Oleh karena itu pula, citra politik seorang kandidat dilihat dari citra dan, pesona pribadi sebelumnya. Karena itu pula, pertama, sulit bagi seorang pemimpin yang sebelumnya sudah dinilai gagal, dipilih lagi pada pemilu atau pilkada berikut. Kedua, sulit bagi seorang kontestan atau kandidat yang belum dikenal sebelumnya akan tiba-tiba menampilkan dirinya pada saat kampanye dengan waktu yang sangat singkat. Seorang kandidat "dadakan" yang belum dikenal publik dengan image, citra dan pesona politiknya yang belum diketahui sebelumnya memang dapat saja memenangkan sebuah pertarungan politik pemenangan pemilu atau pilkada.

Tetapi, hal ini hanya terjadi jika ia memiliki karisma dan pesona pribadi yang memang sangat istimewa jauh di atas rata-rata para kontestan atau kandidat lainnya. Dan ini hanyalah suatu perkecualian yang berada di luar rel analisa, studi, dan teori politik yang berlaku umum, bahkan itu dapat muncul di luar jalur demokrasi yang normal?

Untuk itu dalam demokrasi yang normal, para kontestan harus memiliki atau membangun citra dan pesona politik sepanjang waktu. Para kontestan yang memiliki kredibilitas bagus di masa lalu akan memudahkannya membentuk opini publik bahwa mereka memang pantas memenangkan pemilu atau pilkada.

Implikasinya, kontestan yang ingin memenangkan pemilu atau pilkada harus selalu hati-hati dan cerdas dalam segala tindak dan/atau perilakunya sehari-hari.

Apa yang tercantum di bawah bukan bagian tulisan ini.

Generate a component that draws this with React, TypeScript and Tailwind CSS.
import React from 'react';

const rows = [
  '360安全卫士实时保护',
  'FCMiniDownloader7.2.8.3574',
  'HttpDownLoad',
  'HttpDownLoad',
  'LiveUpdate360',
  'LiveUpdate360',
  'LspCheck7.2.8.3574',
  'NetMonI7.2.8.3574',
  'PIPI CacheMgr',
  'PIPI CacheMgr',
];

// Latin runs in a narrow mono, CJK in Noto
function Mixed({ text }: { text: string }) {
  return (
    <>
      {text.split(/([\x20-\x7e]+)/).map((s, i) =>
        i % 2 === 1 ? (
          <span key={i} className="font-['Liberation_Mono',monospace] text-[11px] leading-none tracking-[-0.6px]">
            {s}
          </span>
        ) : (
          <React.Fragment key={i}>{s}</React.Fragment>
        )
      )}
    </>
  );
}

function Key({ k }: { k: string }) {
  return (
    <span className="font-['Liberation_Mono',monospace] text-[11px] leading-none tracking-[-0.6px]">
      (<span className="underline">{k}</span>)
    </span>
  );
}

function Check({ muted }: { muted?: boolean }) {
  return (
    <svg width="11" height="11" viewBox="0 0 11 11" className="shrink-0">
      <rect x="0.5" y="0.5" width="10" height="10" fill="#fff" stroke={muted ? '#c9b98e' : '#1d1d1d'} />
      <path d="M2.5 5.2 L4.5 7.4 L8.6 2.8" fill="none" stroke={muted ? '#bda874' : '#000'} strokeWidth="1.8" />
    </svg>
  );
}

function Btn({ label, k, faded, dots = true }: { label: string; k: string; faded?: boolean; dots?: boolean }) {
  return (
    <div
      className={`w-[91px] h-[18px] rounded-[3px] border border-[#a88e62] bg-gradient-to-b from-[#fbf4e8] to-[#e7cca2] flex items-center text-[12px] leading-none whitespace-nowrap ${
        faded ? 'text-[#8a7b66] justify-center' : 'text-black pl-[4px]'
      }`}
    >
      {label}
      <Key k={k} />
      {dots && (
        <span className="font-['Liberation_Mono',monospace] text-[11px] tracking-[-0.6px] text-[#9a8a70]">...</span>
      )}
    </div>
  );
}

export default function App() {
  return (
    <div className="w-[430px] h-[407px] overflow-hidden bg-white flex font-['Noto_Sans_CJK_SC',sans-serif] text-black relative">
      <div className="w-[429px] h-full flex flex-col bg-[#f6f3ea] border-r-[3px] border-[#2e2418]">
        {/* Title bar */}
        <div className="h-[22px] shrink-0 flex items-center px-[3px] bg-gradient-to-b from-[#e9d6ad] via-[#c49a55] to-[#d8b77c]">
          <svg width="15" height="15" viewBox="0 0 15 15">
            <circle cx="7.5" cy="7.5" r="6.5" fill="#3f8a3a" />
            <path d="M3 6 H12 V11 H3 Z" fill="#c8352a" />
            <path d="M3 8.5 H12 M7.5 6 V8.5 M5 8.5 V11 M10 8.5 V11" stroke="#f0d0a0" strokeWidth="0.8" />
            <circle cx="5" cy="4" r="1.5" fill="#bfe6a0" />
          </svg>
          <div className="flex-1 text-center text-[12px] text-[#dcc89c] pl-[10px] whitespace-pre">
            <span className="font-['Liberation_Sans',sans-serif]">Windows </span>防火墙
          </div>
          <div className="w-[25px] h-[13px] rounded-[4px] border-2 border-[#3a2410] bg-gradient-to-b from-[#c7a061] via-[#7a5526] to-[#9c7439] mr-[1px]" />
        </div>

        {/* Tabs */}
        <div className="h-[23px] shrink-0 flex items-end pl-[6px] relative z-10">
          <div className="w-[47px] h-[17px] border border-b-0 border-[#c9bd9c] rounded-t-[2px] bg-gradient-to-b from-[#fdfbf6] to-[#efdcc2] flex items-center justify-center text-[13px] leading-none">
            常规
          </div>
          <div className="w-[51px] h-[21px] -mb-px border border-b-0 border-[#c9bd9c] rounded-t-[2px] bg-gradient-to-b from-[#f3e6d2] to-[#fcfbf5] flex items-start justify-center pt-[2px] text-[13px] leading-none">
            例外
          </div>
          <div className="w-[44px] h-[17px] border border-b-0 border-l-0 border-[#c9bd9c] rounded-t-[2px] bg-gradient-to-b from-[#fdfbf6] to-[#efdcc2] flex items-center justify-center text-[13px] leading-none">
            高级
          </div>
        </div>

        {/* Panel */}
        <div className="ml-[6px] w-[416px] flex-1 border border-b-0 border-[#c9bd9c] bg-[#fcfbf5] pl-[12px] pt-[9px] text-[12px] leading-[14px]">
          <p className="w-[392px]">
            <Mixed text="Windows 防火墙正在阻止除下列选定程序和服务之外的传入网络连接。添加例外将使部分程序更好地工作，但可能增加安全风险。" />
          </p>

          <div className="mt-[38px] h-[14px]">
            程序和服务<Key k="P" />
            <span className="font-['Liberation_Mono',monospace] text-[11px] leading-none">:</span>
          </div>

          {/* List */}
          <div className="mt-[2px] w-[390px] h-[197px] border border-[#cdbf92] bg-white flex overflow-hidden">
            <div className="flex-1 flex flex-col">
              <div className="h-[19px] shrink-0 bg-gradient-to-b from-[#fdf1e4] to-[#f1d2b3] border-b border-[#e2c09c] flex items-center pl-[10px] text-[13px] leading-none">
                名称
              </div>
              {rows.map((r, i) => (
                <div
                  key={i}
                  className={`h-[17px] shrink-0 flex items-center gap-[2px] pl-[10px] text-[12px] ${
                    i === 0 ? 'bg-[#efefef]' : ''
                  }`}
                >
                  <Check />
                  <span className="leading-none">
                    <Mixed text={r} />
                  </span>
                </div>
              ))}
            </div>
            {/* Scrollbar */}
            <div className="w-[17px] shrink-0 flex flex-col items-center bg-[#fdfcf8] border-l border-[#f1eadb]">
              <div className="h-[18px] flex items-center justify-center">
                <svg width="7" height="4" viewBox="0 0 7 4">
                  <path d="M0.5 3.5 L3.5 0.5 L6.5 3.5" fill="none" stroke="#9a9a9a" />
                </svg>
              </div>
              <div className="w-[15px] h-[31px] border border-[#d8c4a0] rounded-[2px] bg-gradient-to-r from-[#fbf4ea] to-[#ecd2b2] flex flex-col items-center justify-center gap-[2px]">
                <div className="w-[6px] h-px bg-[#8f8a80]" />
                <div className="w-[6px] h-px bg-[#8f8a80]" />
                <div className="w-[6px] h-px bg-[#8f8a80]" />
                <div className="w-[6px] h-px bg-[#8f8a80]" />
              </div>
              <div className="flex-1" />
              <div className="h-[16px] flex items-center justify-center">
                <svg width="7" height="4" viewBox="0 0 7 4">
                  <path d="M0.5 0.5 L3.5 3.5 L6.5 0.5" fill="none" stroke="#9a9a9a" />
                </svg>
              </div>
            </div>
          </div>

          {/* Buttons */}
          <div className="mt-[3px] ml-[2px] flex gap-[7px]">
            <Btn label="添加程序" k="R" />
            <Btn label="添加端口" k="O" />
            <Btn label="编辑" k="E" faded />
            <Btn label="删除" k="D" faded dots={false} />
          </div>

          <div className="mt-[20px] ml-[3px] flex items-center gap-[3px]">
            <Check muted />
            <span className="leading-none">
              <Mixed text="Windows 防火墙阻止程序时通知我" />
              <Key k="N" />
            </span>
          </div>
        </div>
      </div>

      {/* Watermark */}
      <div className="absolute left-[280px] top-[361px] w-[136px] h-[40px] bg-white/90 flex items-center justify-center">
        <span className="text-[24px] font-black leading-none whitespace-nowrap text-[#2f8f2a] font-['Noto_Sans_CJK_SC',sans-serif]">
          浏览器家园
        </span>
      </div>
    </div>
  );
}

Sekali mereka melakukan kesalahan dan menodai citra dan pesona diri dan/atau merusak citra dan pesona politiknya, akan menjadi cacat politik yang dengan sendirinya akan menghancurkan reputasi politik.

Membangun citra dan pesona politik sama dengan membangun kepercayaan publik. Jadi, tatkala citra dan pesona politik rontok, maka hancurlah kepercayaan publik. Sehingga, sangat sulit membangun citra dan pesona politik atau mempertahankan kepercayaan publik jika masyarakat sudah terlanjur tidak memiliki kepercayaan (trust) positif terhadap parpol atau kontestannya. Betapa sulitnya dapat membangun kepercayaan publik yang sudah terlanjur rontok.